Thirdly, we have Services. Services manage their own “rollback”s, via fastmap (not going to explain the whole fastmap). No rollback files are used in the below (unless you decided to invoke a rollback of a commit that added a service, which would infact issue a delete).

However, it would be helpful if we were all a bit more accurate when discussing “rollback” in the context of services, because there are a few discrete pieces:

Create failure “rollback”
- The multi-phase transaction behavior, described in NED Rollback above, will happen.
- No Fastmap Reverse Diff used in this rollback.
Modify failure “rollback”
- The minimal diff is calculated.

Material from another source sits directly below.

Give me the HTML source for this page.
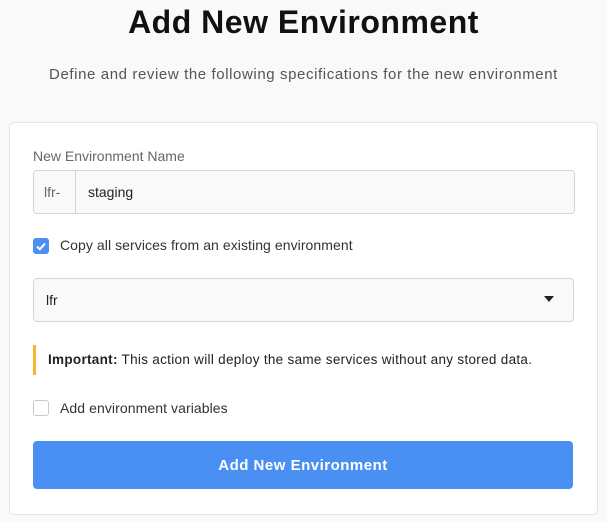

The complete Fastmap Reserve Diff is recalculated.
- The Service is pushing only a minimal diff to the CDB.
- The minimal diff changes are pushed, but failure occurs, then the NEDs will rollback just the minimal diff, as per above, and the current NSO CDB transaction will be aborted, automatically reverting the service config data (including the Fastmap Reverse Diff) to the state before the change
- No Fastmap Reverse Diff used in this rollback.
Redeploy failure “rollback”
- As per modify failure “rollback”
Undeploy
- The Fastmap Reverse Diff is applied to everything, except for the actual service.
Delete
- The Fastmap Reverse Diff is applied to everything.
Delete No-Networking
- The Fastmap Reverse Diff is applied to everything. Device model changes do not invoke the NEDs.

Reactive “Rollback”

Finally, this all gets a bit more complex with Reactive Fastmap, which might need to put in place its own delete “workflow” to ensure the ordering of the “delete” issued to the underlying pieces are correct.

I hope that helps – I’m planning to put together some slides on these concepts in the near future.